Meine Kinder, seht die Verpflichtung, in der ihr seid, für die Seelen zu beten. Beschränkt euch dann nicht darauf für sie zu beten, sondern umgebt sie mit Fürsorge und Liebe. Hört gut zu, was ich euch sagen werde. Es soll der Eifer, den ihr für die Seelen habt, keine Suche euer selbst, eures Herzens, eurer Gefühlswelt sein, es soll nicht der Freude zu befehlen, zu beherrschen dienen, oder dazu das Vertrauen, die Zuneigung der Seelen zu gewinnen. Hört das wohl, meine Kinder. Ich weiß wohl, dass ihr mir zuhört. Wenn ich das Wort zuhören so oft wiederhole, so ist das wegen der Wichtigkeit, die ihr allem beimessen sollt, was ich euch sage. Hört das also gut. Eure Liebe muss in Gott sein. Es ist eines zu bemerken: Gott ist sehr eifersüchtig auf die Seelen, die ihm gehören. Jedes Mal, wenn man durch den Wunsch nach natürlicher Zuneigung Seelen an sich bindet, schadet man ihnen und zieht den Fluch Gottes auf sich. Man verliert die Gabe Gottes in ihnen und macht sie unfähig für das Gute. Jedes Mall, wenn man versucht, sie sich anzueignen, macht man ihnen mehr Böses als Gutes.

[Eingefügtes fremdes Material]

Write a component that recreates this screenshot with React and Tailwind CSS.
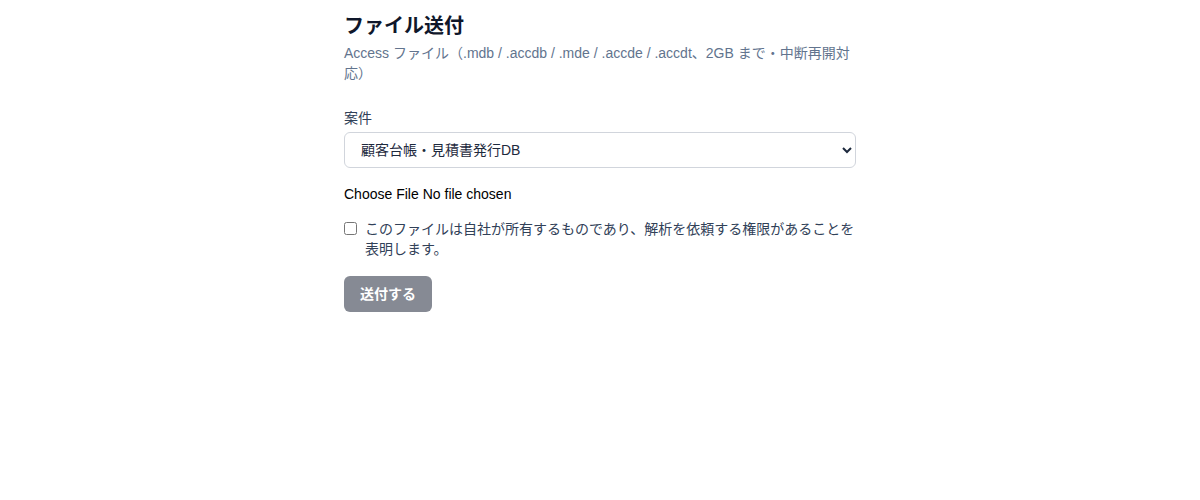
export default function App() {
  return (
    <div className="min-h-screen bg-white" style={{ fontFamily: '"Liberation Sans", "Noto Sans CJK JP", sans-serif' }}>
      <div className="mx-auto max-w-lg pt-[12px]">
        <h1 className="text-xl font-bold text-slate-900">ファイル送付</h1>
        <p className="mt-[3px] text-sm text-slate-500">
          Access ファイル（.mdb / .accdb / .mde / .accde / .accdt、2GB まで・中断再開対応）
        </p>

        <form className="mt-[25px] flex flex-col">
          <div>
            <label className="mb-1 block text-sm text-slate-700">案件</label>
            <select className="h-9 w-full rounded-md border border-gray-300 bg-white px-3 text-sm text-slate-800">
              <option>顧客台帳・見積書発行DB</option>
            </select>
          </div>

          <input type="file" className="mt-4 text-sm text-black" />

          <label className="mt-[15px] flex items-start gap-2 text-sm text-slate-700">
            <input type="checkbox" className="mt-[3px] h-[13px] w-[13px]" />
            <span>このファイルは自社が所有するものであり、解析を依頼する権限があることを表明します。</span>
          </label>

          <div className="mt-[17px]">
            <button type="button" disabled className="h-9 rounded-md bg-slate-900 px-4 text-sm font-semibold text-white opacity-50">
              送付する
            </button>
          </div>
        </form>
      </div>
    </div>
  )
}
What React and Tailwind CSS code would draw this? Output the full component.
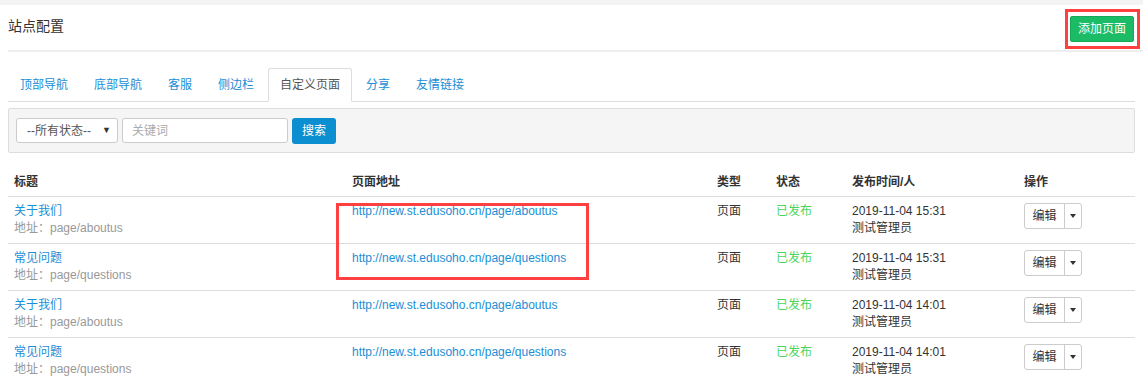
import React from 'react'

const font = { fontFamily: '"Liberation Sans", "Noto Sans CJK SC", sans-serif' }

const tabs = ['顶部导航', '底部导航', '客服', '侧边栏', '自定义页面', '分享', '友情链接']

const rows = [
  { title: '关于我们', path: 'page/aboutus', url: 'http://new.st.edusoho.cn/page/aboutus', time: '2019-11-04 15:31' },
  { title: '常见问题', path: 'page/questions', url: 'http://new.st.edusoho.cn/page/questions', time: '2019-11-04 15:31' },
  { title: '关于我们', path: 'page/aboutus', url: 'http://new.st.edusoho.cn/page/aboutus', time: '2019-11-04 14:01' },
  { title: '常见问题', path: 'page/questions', url: 'http://new.st.edusoho.cn/page/questions', time: '2019-11-04 14:01' },
]

const cols = 'grid grid-cols-[338px_365px_59px_76px_172px_1fr]'

function App() {
  return (
    <div className="w-[1143px] h-[383px] overflow-hidden bg-white text-[12px] text-[#333]" style={font}>
      <div className="h-[5px] bg-[#f3f3f3]" />

      {/* 标题栏 */}
      <div className="ml-2 h-[47px] flex items-center justify-between border-b-2 border-[#eee]">
        <h1 className="text-[14px] leading-5 -mt-[4px]">站点配置</h1>
        <div className="mr-[3px] mt-[3px] border-[3px] border-[#ff4040] pl-[2px] pr-[3px] py-[4px]">
          <button className="h-[26px] w-[64px] rounded-[2px] bg-[#1cbb66] border border-[#18a85a] text-white text-[12px] leading-none">添加页面</button>
        </div>
      </div>

      <div className="mx-2">
        {/* 标签页 */}
        <div className="mt-4 h-[34px] flex border-b border-[#ddd]">
          {tabs.map((t, i) => (
            <div
              key={t}
              className={
                i === 4
                  ? 'mr-[2px] h-[34px] px-[11px] flex items-center border border-[#ddd] border-b-white rounded-t-[3px] bg-white text-[#555]'
                  : 'mr-[2px] h-[33px] px-3 flex items-center text-[#1a8ed6]'
              }
            >
              {t}
            </div>
          ))}
        </div>

        {/* 筛选 */}
        <div className="mt-[6px] h-[45px] bg-[#f5f5f5] border border-[#ddd] rounded-[2px] flex items-center pl-[7px] gap-1">
          <div className="h-[25px] w-[102px] bg-white border border-[#ccc] rounded-[3px] flex items-center justify-between pl-[10px] pr-[6px] text-[#555]">
            <span>--所有状态--</span>
            <span className="text-[9px] text-[#333]">▼</span>
          </div>
          <div className="h-[25px] w-[166px] bg-white border border-[#ccc] rounded-[3px] flex items-center pl-[9px] text-[#aaa]">关键词</div>
          <button className="h-[26px] w-[44px] rounded-[3px] bg-[#0b8fd0] text-white text-[12px] leading-none">搜索</button>
        </div>

        {/* 表格 */}
        <div className="relative mt-[15px]">
          <div className={cols + ' h-[29px] items-center border-b border-[#ddd] font-bold text-[#333]'}>
            <div className="pl-[6px]">标题</div>
            <div className="pl-[6px]">页面地址</div>
            <div className="pl-[6px]">类型</div>
            <div className="pl-[6px]">状态</div>
            <div className="pl-[6px]">发布时间/人</div>
            <div className="pl-[6px]">操作</div>
          </div>

          {rows.map((r, i) => (
            <div key={i} className={cols + ' h-[47px] border-b border-[#ddd] pt-[6px] leading-[17px]'}>
              <div className="pl-[6px]">
                <div className="text-[#1a8ed6]">{r.title}</div>
                <div className="text-[#999]">地址：{r.path}</div>
              </div>
              <div className="pl-[6px] text-[#1a8ed6]">{r.url}</div>
              <div className="pl-[6px]">页面</div>
              <div className="pl-[6px] text-[#4bd45e]">已发布</div>
              <div className="pl-[6px]">
                <div>{r.time}</div>
                <div>测试管理员</div>
              </div>
              <div className="pl-[6px]">
                <div className="flex h-[26px] w-[58px] border border-[#ccc] rounded-[3px]">
                  <div className="w-[40px] flex items-center justify-center border-r border-[#ccc]">编辑</div>
                  <div className="flex-1 flex items-center justify-center">
                    <span className="w-0 h-0 border-l-[3px] border-r-[3px] border-t-[4px] border-l-transparent border-r-transparent border-t-[#333]" />
                  </div>
                </div>
              </div>
            </div>
          ))}

          {/* 标注框 */}
          <div className="absolute left-[328px] top-[35px] w-[253px] h-[77px] border-[3px] border-[#ff4040] pointer-events-none" />
        </div>
      </div>
    </div>
  )
}

export default App
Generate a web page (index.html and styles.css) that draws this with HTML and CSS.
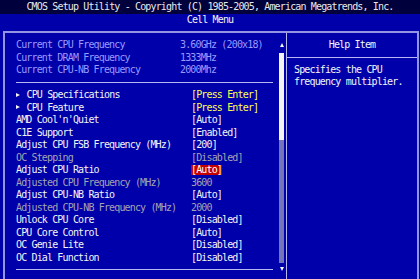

Aber kann man die lieben, um die man sich für Gott annimmt? Ja, und mehr als man sich vorstellen könnte, da wir sie für Gott lieben. Heißt das, dass wir die kleinen Kinder nicht lieben können? Doch, aber in Gott. Ihr versteht mich wohl. Es sind die ganz menschlichen Freuden des Herzens verboten, denn sie erzeugen bewegliche, fantastische, nach wenig Wert strebende Charaktere. Das macht schlechte Arbeit. Jedes Mal, wenn es sich um diese Dinge handelt, sucht, wie Gott will, dass ihr handelt und er wird euch erleuchten. Wenn wir uns zu besonderen Zuneigungen, zu Vorlieben hinreißen lassen, ist das ein Punkt, der die Keuschheit betrifft. Macht euch davon frei, sonst macht ihr nicht eure Arbeit, ihr seid keine Dienerinnen des Herrn, ihr seid Dienerinnen eures Geistes, Dienerinnen eures Willens. Ihr werdet mir sagen: „Aber das ist sehr schwer!“ Ich weiß wohl, dass es schwer ist; oder eher, das ist keineswegs schwer, wenn man wirklich eine Nonne ist, wenn man sehr treu ist und betet. Sonst macht man nichts, und manchmal kommt man sogar in Gefahr. Ihr unterhaltet die Seelen in der Eigenliebe, ihr habt keine Tugend, keine Nächstenliebe, nichts. Gott gibt die Grundlagen. Legen wir göttliche Grundlagen in die Seelen. Dazu treten wir selbst immer zur Seite.
Ich sage nicht mehr darüber. Ich werde heute Abend weiter zu diesem Thema sprechen. Man muss sich aus Liebe um die Seelen kümmern. Bedenkt wohl, meine Kinder, dass ihr sie vor Gott in einer großen Lösung von euch selbst lieben sollt. Wenn das Gute in den Seelen entsteht, so machen nicht wir es sondern Gott. Wir sind nicht der liebe Gott, wir nehmen ihm sein Gut, wenn wir die Seelen für uns lieben. Es ist ein Raub, den wir Gott zufügen oder zumindest verlieren wir unsere Zeit. Wir führen Luftschläge aus, wir schlagen mit Stöcken ins Wasser und was uns bleibt ist nichts. Ihr wisst, wenn man ins Wasser schlägt, nimmt es sehr schnell seine übliche Form wieder an.
Meine Kinder, halten wir uns in der Gottesfurcht, in der Furcht vor seiner Gerechtigkeit, in der Furcht ihm zu missfallen. Halten wir uns in unsrer Berufung, in der Dankbarkeit, gerufen worden zu sein, um viele Seelen retten zu können, unsere ewige Krone zu verdienen und zu verschönern. Ich sage es euch von Seiten unseres Herrn. Amen.